“Como é possível que um homem fique rico em tão pouco tempo, a ponto de conseguir comprar reis e imperadores? Reis e príncipes deveriam cuidar disso e coibi-lo com justiça rigorosa. Porém ouço que eles estão com o rabo preso. Enquanto isto mandam enforcar ladrões que furtam um ou meio florim, e transitam com aqueles que saqueiam o mundo inteiro e roubam mais do que todos os outros. E assim se confirma o que dizia o senador romano Catão: Os ladrões pequenos estão em grilhões nas cadeias; mas ladrões notórios trajam ouro e seda”. (Martinho Lutero - Obras Selecionadas, volume 5).
Parece coisa de hoje. Mas é de 1524, tirado do escrito “Comércio e Usura”. O “homem rico” citado é Jacó Fugger, dono de um monopólio de mineração na Alemanha. Enriqueceu graças ao cartel no preço do cobre. Solicitado a escrever sobre a ganância no comércio, os juros exagerados e a desonestidade nas finanças, Lutero começa o artigo dizendo acreditar que seu escrito será quase em vão, “uma vez que a desgraça se instalou profundamente e tomou conta em toda a parte”. No entanto, lembra que alguns podem ser resgatados da goela da ganância – pessoas que pertencem a Cristo e que preferem ser pobres com Deus a serem ricos com o diabo.
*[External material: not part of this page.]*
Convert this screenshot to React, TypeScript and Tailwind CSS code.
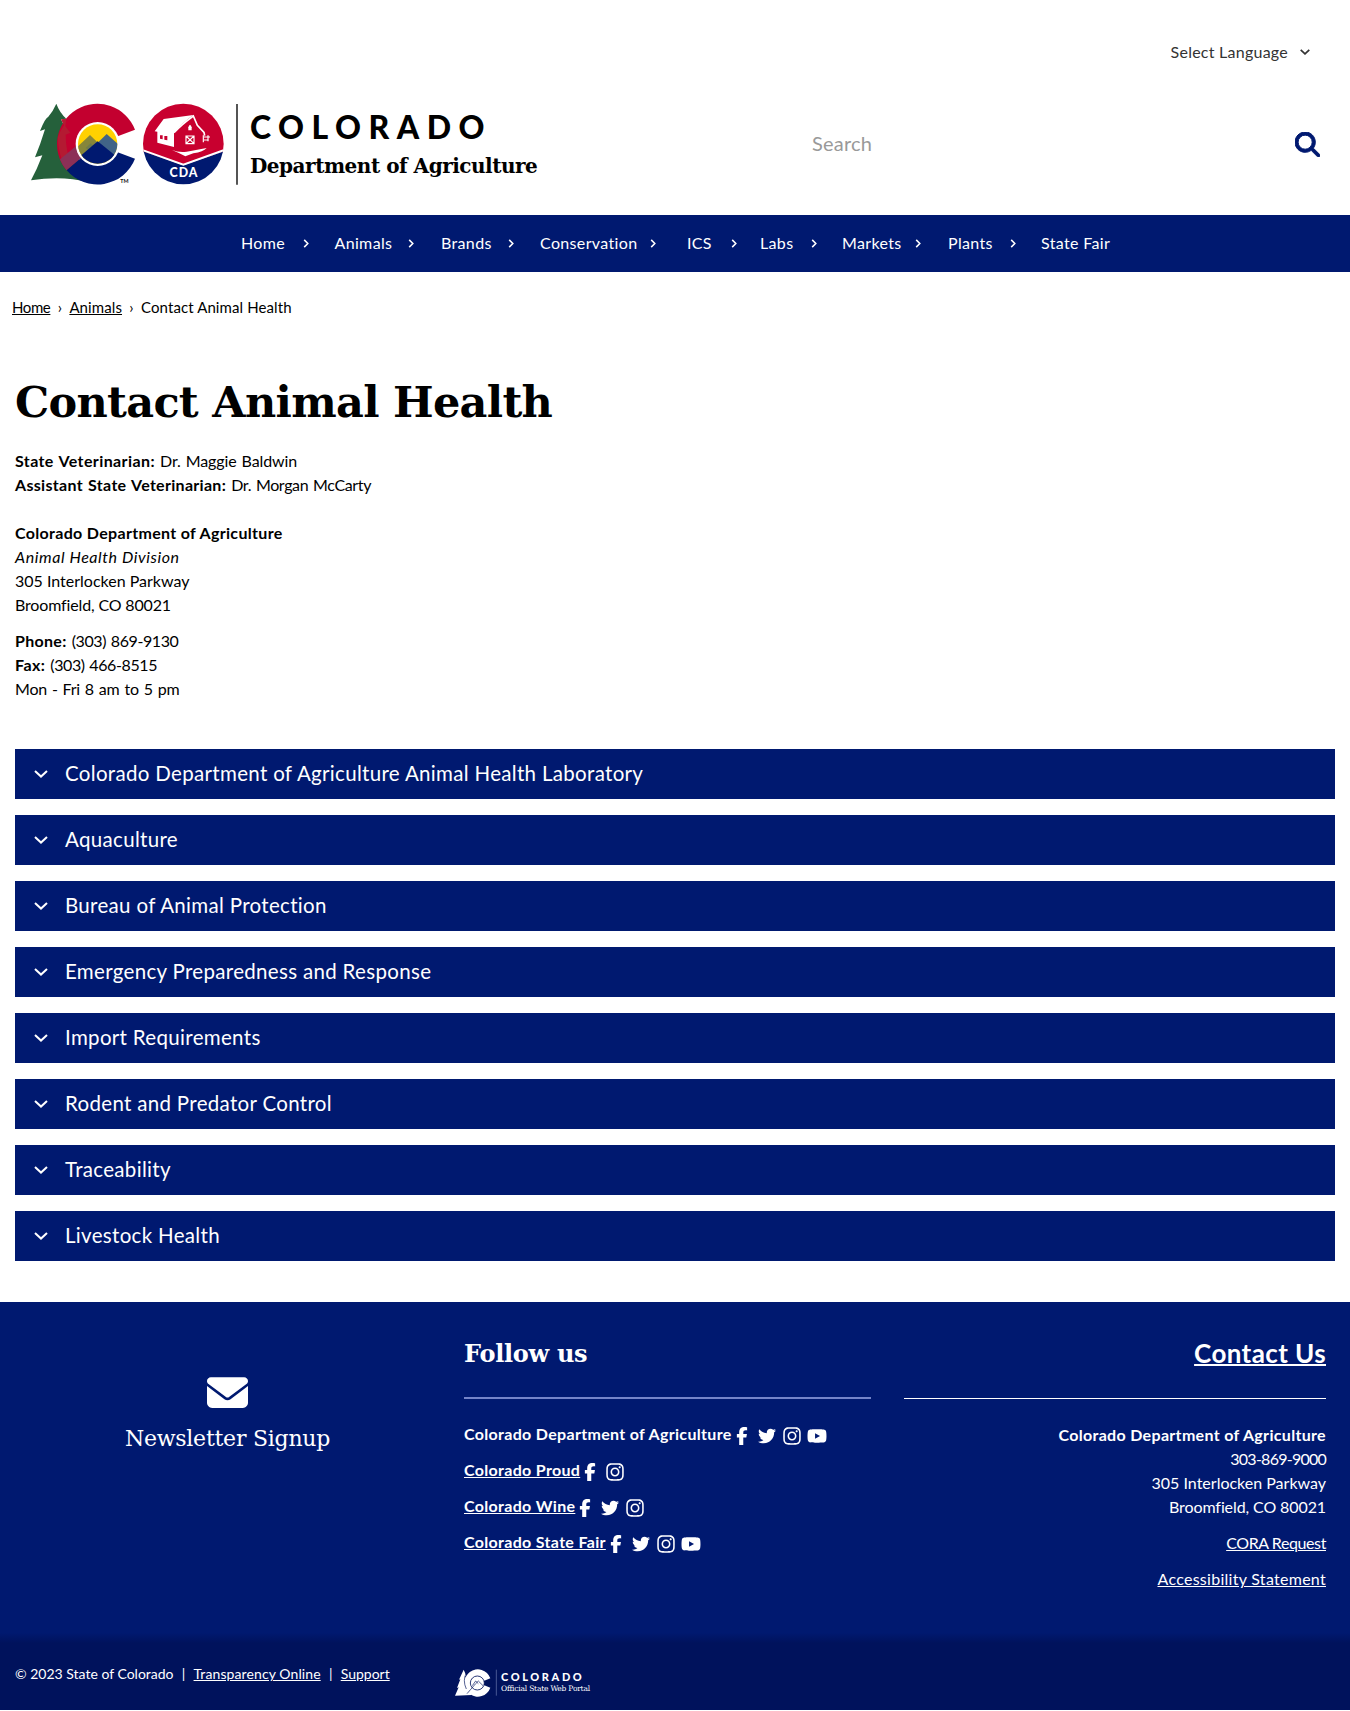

Contra que ou quem Lutero escreveria hoje, nesta tirana e genocida economia globalizada? Aqui no Brasil provavelmente contra a política dos bancos, que em apenas cinco anos, reajustaram suas tarifas em até 954% sob uma inflação de 50,6%. Ou contra empresários que financiam campanhas de políticos na disputa de privilégios. Contra a Justiça que prende ladrão de galinha e deixa solto bandido de colarinho branco. Contra os altos impostos que absorvem quase a metade do que o trabalhador brasileiro produz. E contra muita outra coisa injusta e podre.
Lutero sabe que não adianta enfiar a Bíblia na cabeça dos (ir)responsáveis. Afirma que religião e política são pratos diferentes. A “bancada evangélica” e os que querem governar o país em “nome de Deus” não teriam Lutero em seu partido ao lerem “Da Autoridade Secular”. Cristãos são poucos e resta apenas a espada, isto é, a punição, diz o reformador. “Por isso o mundo precisa de um governo secular duro e rigoroso, que tenha sob o controle os maus e os impeça de tomar e roubar (...) para que o mundo não fique devastado, não se acabe a paz nas cidades, e as transações e a comunhão entre as pessoas não sejam totalmente aniquiladas”.
Este monge alemão, que devolveu à igreja o tesouro do Evangelho, que abalou a economia do império igreja-estado, que arruinou o vil comércio do perdão dos pecados, também meteu a mão na consciência de políticos, empresários, comerciantes e economistas avarentos e corruptos. Lamentavelmente estava certo ao dizer: Creio que este meu escrito será quase em vão.